The implications of the levy increase extend well beyond corporate balance sheets.

 

For households, higher fuel costs typically translate into more expensive food, transport, clothing and other essential goods as businesses seek to recover rising operating expenses through higher prices.

 

The result is often a direct squeeze on disposable incomes and a deterioration in purchasing power.

 

Economists note that fuel price increases have historically acted as a powerful inflationary trigger because they affect virtually every stage of economic activity.

 

Higher transportation and logistics costs increase the cost of production and distribution, forcing businesses to adjust prices upwards to protect margins.
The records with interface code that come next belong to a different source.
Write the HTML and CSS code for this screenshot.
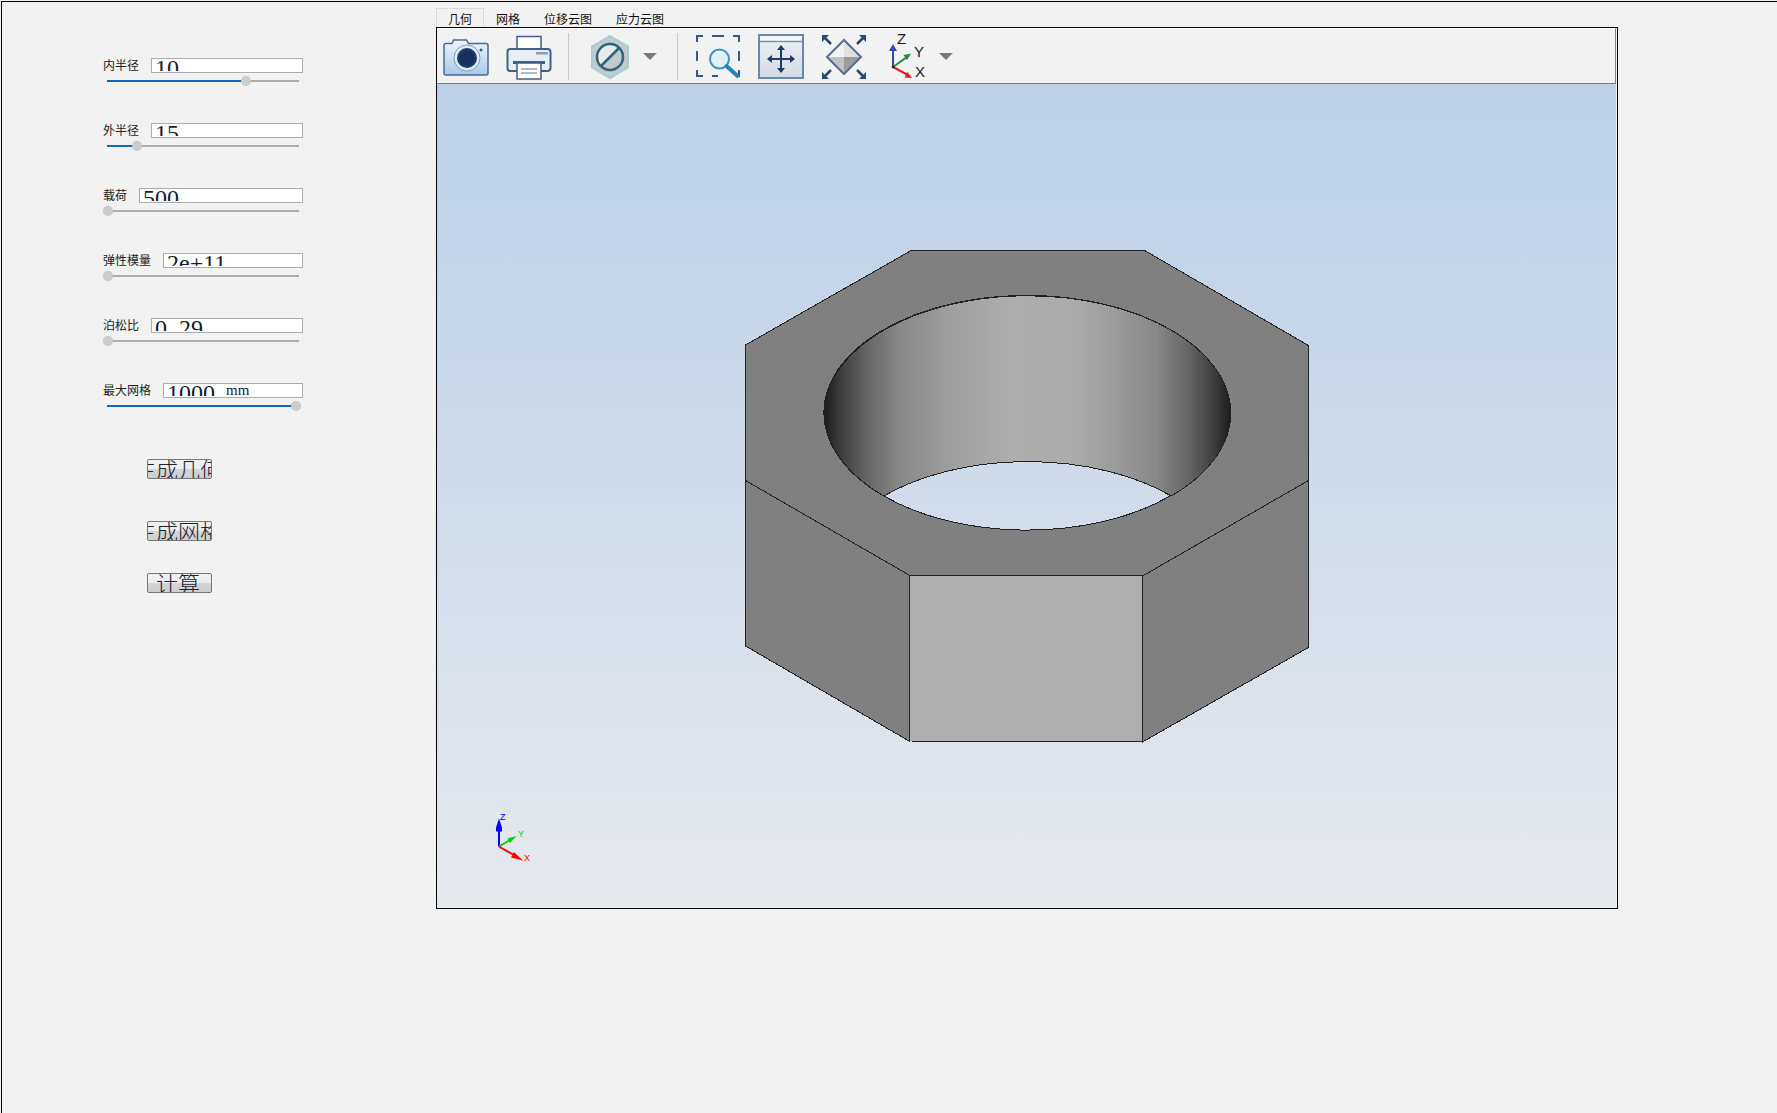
FILE: index.html
```html
<!DOCTYPE html>
<html lang="zh">
<head>
<meta charset="utf-8">
<title>几何</title>
<link rel="stylesheet" href="styles.css">
</head>
<body>
<div class="app">
  <aside class="panel">
    <div class="param">
      <div class="param-head"><span class="param-label">内半径</span><div class="field"><div class="field-clip">10</div></div></div>
      <div class="slider"><div class="slider-fill" style="width:72.4%"></div><div class="slider-thumb" style="left:72.4%"></div></div>
    </div>
    <div class="param">
      <div class="param-head"><span class="param-label">外半径</span><div class="field"><div class="field-clip">15</div></div></div>
      <div class="slider"><div class="slider-fill" style="width:15.6%"></div><div class="slider-thumb" style="left:15.6%"></div></div>
    </div>
    <div class="param">
      <div class="param-head"><span class="param-label">载荷</span><div class="field"><div class="field-clip">500</div></div></div>
      <div class="slider"><div class="slider-thumb" style="left:0.5%"></div></div>
    </div>
    <div class="param">
      <div class="param-head"><span class="param-label">弹性模量</span><div class="field"><div class="field-clip">2e+11</div></div></div>
      <div class="slider"><div class="slider-thumb" style="left:0.5%"></div></div>
    </div>
    <div class="param">
      <div class="param-head"><span class="param-label">泊松比</span><div class="field"><div class="field-clip">0<span class="dot">.</span>29</div></div></div>
      <div class="slider"><div class="slider-thumb" style="left:0.5%"></div></div>
    </div>
    <div class="param">
      <div class="param-head"><span class="param-label">最大网格</span><div class="field"><div class="field-clip">1000<span class="unit">mm</span></div></div></div>
      <div class="slider"><div class="slider-fill" style="width:98.6%"></div><div class="slider-thumb" style="left:98.6%"></div></div>
    </div>
    <button class="btn btn-geom" type="button">生成几何</button>
    <button class="btn btn-mesh" type="button">生成网格</button>
    <button class="btn btn-calc" type="button">计算</button>
  </aside>

  <main class="workspace">
    <nav class="tabs">
      <span class="tab tab-active">几何</span>
      <span class="tab">网格</span>
      <span class="tab">位移云图</span>
      <span class="tab">应力云图</span>
    </nav>
    <section class="frame">
      <div class="toolbar">
        <svg class="tool tool-camera" viewBox="0 0 48 48">
          <defs>
            <linearGradient id="camBody" x1="0" y1="0" x2="0" y2="1"><stop offset="0" stop-color="#f0f5fb"/><stop offset="1" stop-color="#a9c8ea"/></linearGradient>
          </defs>
          <path d="M2 13.500q0-2 2-2h6l1.500-3.500h13l2 3.500h17.500q2 0 2 2v27.500q0 2-2 2h-40q-2 0-2-2z" fill="url(#camBody)" stroke="#4a6a92" stroke-width="1.500"/>
          <circle cx="25" cy="26" r="13" fill="#e4edf7" stroke="#7f9cc0"/>
          <circle cx="25" cy="26" r="10" fill="#1b3a6e"/>
          <circle cx="25" cy="26" r="7.500" fill="#16305e"/>
          <circle cx="39" cy="18" r="1.500" fill="#41618c"/>
        </svg>
        <svg class="tool tool-print" viewBox="0 0 48 48">
          <rect x="12" y="4.500" width="24" height="14" fill="#fff" stroke="#3e5f88" stroke-width="1.500"/>
          <rect x="2.500" y="17" width="43" height="22" rx="3" fill="#e9eef6" stroke="#3e5f88" stroke-width="2"/>
          <rect x="31" y="20" width="12" height="2.500" fill="#8d9fb8"/>
          <rect x="8" y="29" width="32" height="3" fill="#3e5f88"/>
          <rect x="12" y="31" width="24" height="16" fill="#fff" stroke="#3e5f88" stroke-width="1.500"/>
          <path d="M16 37h16M16 41h16" stroke="#8ea2bc" stroke-width="1.500"/>
        </svg>
        <span class="tool-sep tool-sep-a"></span>
        <svg class="tool tool-hex" viewBox="0 0 48 48">
          <path d="M24 4l18 10.500v21l-18 10.500-18-10.500v-21z" fill="#c3c9cc" stroke="#a6cdd2" stroke-width="2"/>
          <path d="M14.500 34.500a13.500 13.500 0 0 1 19-19z" fill="#e8ebec"/>
          <circle cx="24" cy="25" r="13" fill="none" stroke="#2a6778" stroke-width="2.500"/>
          <path d="M15 34l18-18" stroke="#2a6778" stroke-width="2.500"/>
        </svg>
        <span class="tool-drop tool-drop-a"></span>
        <span class="tool-sep tool-sep-b"></span>
        <svg class="tool tool-zoom" viewBox="0 0 48 48">
          <path d="M3 10V4h6M18 4h12M39 4h6v6M45 19v10M45 38v6h-3M9 44H3v-6M3 29V19M18 44h6" fill="none" stroke="#3a5880" stroke-width="2"/>
          <circle cx="25.500" cy="27" r="9.500" fill="#e4eff8" stroke="#3d93c6" stroke-width="2"/>
          <path d="M32.500 34l11 10" stroke="#2684c0" stroke-width="4" stroke-linecap="round"/>
        </svg>
        <svg class="tool tool-pan" viewBox="0 0 48 48">
          <defs>
            <linearGradient id="panBody" x1="0" y1="0" x2="0" y2="1"><stop offset="0" stop-color="#eef1f6"/><stop offset="1" stop-color="#d3dae5"/></linearGradient>
          </defs>
          <rect x="2" y="3" width="44" height="43" fill="url(#panBody)" stroke="#6b87aa" stroke-width="2"/>
          <rect x="3" y="4" width="42" height="5" fill="#f4f6fa"/>
          <path d="M3 9.500h42" stroke="#7a93b3" stroke-width="1.500"/>
          <path d="M24 16v22M13 27h22" stroke="#1f3b62" stroke-width="2"/>
          <path d="M24 13l-4 5h8zM24 41l-4-5h8zM10 27l5-4v8zM38 27l-5-4v8z" fill="#1f3b62"/>
        </svg>
        <svg class="tool tool-fit" viewBox="0 0 48 48">
          <path d="M24 8l-17 17h17z" fill="#f2f2f2"/>
          <path d="M24 8l17 17h-17z" fill="#e0e0e0"/>
          <path d="M24 42l-17-17h17z" fill="#c2c2c2"/>
          <path d="M24 42l17-17h-17z" fill="#9c9c9c"/>
          <path d="M24 8l17 17-17 17-17-17z" fill="none" stroke="#5a6e8c" stroke-width="2"/>
          <path d="M4 5l7 7M44 5l-7 7M4 45l7-7M44 45l-7-7" stroke="#2b4a72" stroke-width="2.500"/>
          <path d="M2 3h7l-7 7zM46 3h-7l7 7zM2 47h7l-7-7zM46 47h-7l7-7z" fill="#2b4a72"/>
        </svg>
        <svg class="tool tool-axes" viewBox="0 0 48 48">
          <path d="M10 35v-19" stroke="#2a50a8" stroke-width="2"/>
          <path d="M10 12l-4 7h8z" fill="#2a50a8"/>
          <path d="M10 35l14-10" stroke="#1d8a3c" stroke-width="2"/>
          <path d="M28 21.500l-7.500 1.500 3.500 5z" fill="#1d8a3c"/>
          <path d="M10 35l15 8" stroke="#e02020" stroke-width="2"/>
          <path d="M29 46l-7.500-.5 3-5.500z" fill="#e02020"/>
          <circle cx="10" cy="35" r="1.300" fill="#222"/>
          <text class="axis-label" x="14" y="12">Z</text>
          <text class="axis-label" x="31" y="24.500">Y</text>
          <text class="axis-label" x="32" y="44.500">X</text>
        </svg>
        <span class="tool-drop tool-drop-b"></span>
      </div>
      <div class="viewport">
        <svg class="scene" viewBox="437 84 1179 823">
          <defs>
            <linearGradient id="wall" x1="0" y1="0" x2="1" y2="0">
              <stop offset="0" stop-color="#1c1c1c"/>
              <stop offset="0.04" stop-color="#3c3c3c"/>
              <stop offset="0.1" stop-color="#636363"/>
              <stop offset="0.18" stop-color="#868686"/>
              <stop offset="0.3" stop-color="#9d9d9d"/>
              <stop offset="0.45" stop-color="#adadad"/>
              <stop offset="0.6" stop-color="#acacac"/>
              <stop offset="0.72" stop-color="#9b9b9b"/>
              <stop offset="0.82" stop-color="#868686"/>
              <stop offset="0.9" stop-color="#636363"/>
              <stop offset="0.96" stop-color="#3c3c3c"/>
              <stop offset="1" stop-color="#1c1c1c"/>
            </linearGradient>
          </defs>
          <g stroke="#222" stroke-width="1" shape-rendering="crispEdges">
            <polygon points="745.500,480 909,574.500 909,740.500 745.500,645.500" fill="#808080"/>
            <polygon points="1308.500,480 1142.500,575.500 1142.500,741.500 1308.500,647" fill="#808080"/>
            <polygon points="909,574.500 1142.500,575.500 1142.500,741.500 909,740.500" fill="#aeaeae"/>
            <path fill="#808080" fill-rule="evenodd" d="M912 249.500L1145.500 250.500L1308.500 345V480L1142.500 575.500L909 574.500L745.500 480V344.500ZM823.800 412.200a203.200 117.300 0 1 0 406.400 0a203.200 117.300 0 1 0 -406.400 0Z"/>
            <path fill="url(#wall)" d="M883.800 495.500A203.200 117.300 0 1 1 1171.300 495.500A203.200 117.300 0 0 0 883.800 495.500Z"/>
          </g>
          <path d="M499 846V826" stroke="#0000ff" stroke-width="2"/>
          <path d="M499 818l-3 9v4h6v-4z" fill="#0000ff"/>
          <path d="M499 846l10-6" stroke="#00d000" stroke-width="2"/>
          <path d="M516.500 835.500l-9 2.500 2.500 4.500z" fill="#00d000"/>
          <path d="M499 846l14 8" stroke="#ff0000" stroke-width="2"/>
          <path d="M523 860l-12-3 3-5.500z" fill="#ff0000"/>
          <text class="mini-label mini-z" x="500" y="819">Z</text>
          <text class="mini-label mini-y" x="518" y="836">Y</text>
          <text class="mini-label mini-x" x="524" y="860">X</text>
        </svg>
      </div>
    </section>
  </main>
</div>
</body>
</html>
```
FILE: styles.css
```css
* { box-sizing: border-box; }
html, body { margin: 0; height: 100%; }
body {
  background: #f2f2f2;
  overflow: hidden;
  font-family: "Noto Sans CJK SC", "Liberation Sans", sans-serif;
  padding: 1px 0 0 1px;
}
.app {
  display: flex;
  height: 100%;
  border-top: 1px solid #000;
  border-left: 1px solid #000;
}

/* left parameter panel */
.panel {
  width: 434px;
  flex: none;
  padding: 56px 0 0 101px;
  display: flex;
  flex-direction: column;
  align-items: flex-start;
}
.param { width: 200px; height: 65px; }
.param-head { display: flex; align-items: flex-start; gap: 12px; height: 15px; }
.param-label { font-size: 12px; line-height: 13px; color: #222; white-space: nowrap; }
.field {
  flex: 1;
  height: 15px;
  background: #fff;
  border: 1px solid #adadad;
  padding: 0 0 1px 3px;
}
.field-clip {
  height: 12px;
  overflow: hidden;
  font-family: "Liberation Serif", serif;
  font-size: 24px;
  line-height: 18px;
  color: #161c30;
  white-space: nowrap;
}
.dot { display: inline-block; width: 12px; }
.unit { font-size: 15px; line-height: 0; margin-left: 11px; vertical-align: 6px; }
.slider {
  position: relative;
  margin: 7px 0 0 4px;
  width: 192px;
  height: 2px;
  background: #adadad;
}
.slider-fill { height: 2px; background: #1267b8; }
.slider-thumb {
  position: absolute;
  top: -4px;
  width: 10px;
  height: 10px;
  margin-left: -5px;
  border-radius: 50%;
  background: #cdcdcd;
  outline: 1px dotted #c2c2c2;
  outline-offset: -1px;
}
.btn {
  width: 65px;
  height: 20px;
  margin-left: 44px;
  padding: 0 3px 3px 0;
  display: flex;
  align-items: center;
  justify-content: center;
  overflow: hidden;
  white-space: nowrap;
  border: 1px solid #777;
  border-radius: 2px;
  background: linear-gradient(#f0f0f0 0, #ececec 50%, #d4d4d4 50%, #cfcfcf 100%);
  font-family: "Noto Sans CJK SC", sans-serif;
  font-weight: 300;
  font-size: 22px;
  line-height: 20px;
  color: #1c2236;
}
.btn-geom { margin-top: 11px; }
.btn-mesh { margin-top: 42px; }
.btn-calc { margin-top: 32px; }

/* right workspace */
.workspace {
  display: flex;
  flex-direction: column;
  padding-top: 6px;
  width: 1182px;
}
.tabs { display: flex; height: 19px; }
.tab {
  font-size: 12px;
  line-height: 22px;
  height: 20px;
  padding: 0 12px;
  color: #111;
  white-space: nowrap;
}
.tab-active {
  background: #f2f2f2;
  border: 1px solid #dadada;
  border-bottom: none;
  padding: 0 11px;
  line-height: 20px;
}
.frame {
  position: relative;
  height: 882px;
  border: 1px solid #000;
  display: flex;
  flex-direction: column;
  background: #f2f2f2;
}
.toolbar {
  flex: none;
  height: 56px;
  display: flex;
  align-items: center;
  border-top: 1px solid #fff;
  border-bottom: 1px solid #7c7c7c;
  border-right: 1px solid #7c7c7c;
  margin-right: 1px;
}
.tool { width: 48px; height: 48px; flex: none; margin-left: 15px; }
.tool-camera { margin-left: 5px; }
.tool-hex { margin-left: 17px; }
.tool-zoom { margin-left: 16px; }
.tool-sep { flex: none; width: 1px; height: 47px; background: #c9c9c9; }
.tool-sep-a { margin-left: 15px; }
.tool-sep-b { margin-left: 20px; }
.tool-drop {
  flex: none;
  width: 0;
  height: 0;
  border-left: 7.5px solid transparent;
  border-right: 7.5px solid transparent;
  border-top: 7px solid #7b7b7b;
}
.tool-drop-a { margin-left: 9px; }
.tool-drop-b { margin-left: 8px; }
.axis-label { font-family: "Liberation Sans", sans-serif; font-size: 15px; fill: #1a1a1a; }
.viewport {
  flex: 1;
  margin-right: 1px;
  background: linear-gradient(#bbcfe6, #e6e9ee);
}
.scene { display: block; width: 100%; height: 100%; }
.mini-label { font-family: "Liberation Sans", sans-serif; font-size: 9px; }
.mini-z { fill: #0000ff; }
.mini-y { fill: #00d000; }
.mini-x { fill: #ff0000; }
```
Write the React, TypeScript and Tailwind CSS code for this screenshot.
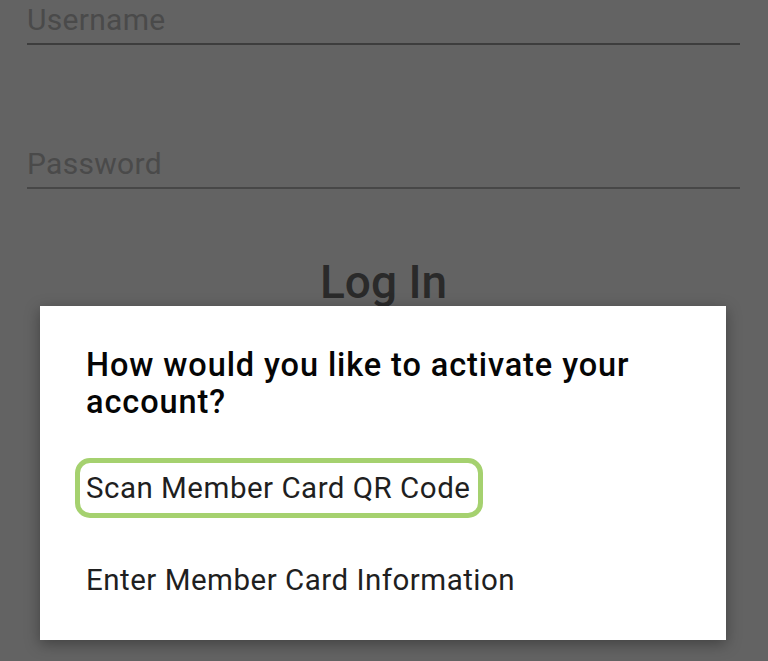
import React from "react";

export default function App() {
  return (
    <div
      className="relative w-[768px] h-[661px] overflow-hidden bg-[#636363]"
      style={{ fontFamily: "Roboto, 'Noto Sans', sans-serif" }}
    >
      <div className="pl-[27px] pr-[28px]">
        <div className="pt-[2px]">
          <div className="text-[30px] leading-[36px] tracking-[0.3px] text-[#4a4a4a]">Username</div>
          <div className="mt-[5px] h-[2px] bg-[#3d3d3d]" />
        </div>
        <div className="mt-[101px]">
          <div className="text-[30px] leading-[36px] tracking-[0.3px] text-[#4a4a4a]">Password</div>
          <div className="mt-[5px] h-[2px] bg-[#474747]" />
        </div>
        <div className="mt-[67px] flex justify-center">
          <div className="text-[46px] leading-[52px] font-medium text-[#2a2a2a]">Log In</div>
        </div>
      </div>

      <div className="absolute left-[40px] top-[306px] w-[686px] h-[334px] bg-white shadow-[0_4px_14px_rgba(0,0,0,0.35)] pl-[35px] pr-[30px] pt-[41px]">
        <div className="pl-[11px] text-[32.5px] leading-[37px] font-medium text-[#050505] tracking-[0.9px]">
          How would you like to activate your account?
        </div>
        <div className="mt-[37px] flex">
          <div className="border-[5px] border-[#a5d16f] rounded-[15px] pl-[6px] pr-[8px] text-[29.5px] leading-[50px] tracking-[0.5px] text-[#1f1f1f]">
            Scan Member Card QR Code
          </div>
        </div>
        <div className="mt-[32px] flex">
          <div className="border-[5px] border-transparent pl-[6px] pr-[8px] text-[29.5px] leading-[50px] tracking-[0.5px] text-[#1f1f1f]">
            Enter Member Card Information
          </div>
        </div>
      </div>
    </div>
  );
}
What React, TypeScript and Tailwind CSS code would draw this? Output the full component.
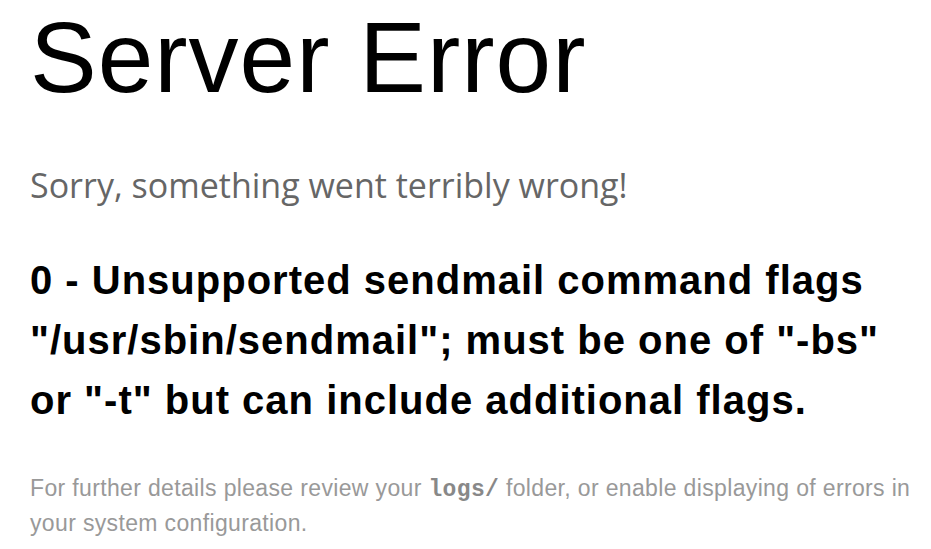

As inflation accelerates, consumers devote a larger share of their incomes to basic necessities, reducing discretionary spending and weakening domestic demand.

 

The development presents policymakers with a difficult balancing act.

 

While Treasury may be seeking to strengthen strategic fuel reserves and boost fiscal revenues, economists warn that higher fuel taxes risk reigniting inflationary pressures at a time when businesses and households remain highly sensitive to rising costs.

 

With fuel serving as a critical input across virtually every sector of the economy, the latest levy increase is likely to have consequences far beyond the country’s service stations, potentially triggering a new round of price increases that could reverberate throughout Zimbabwe’s economy in the months ahead.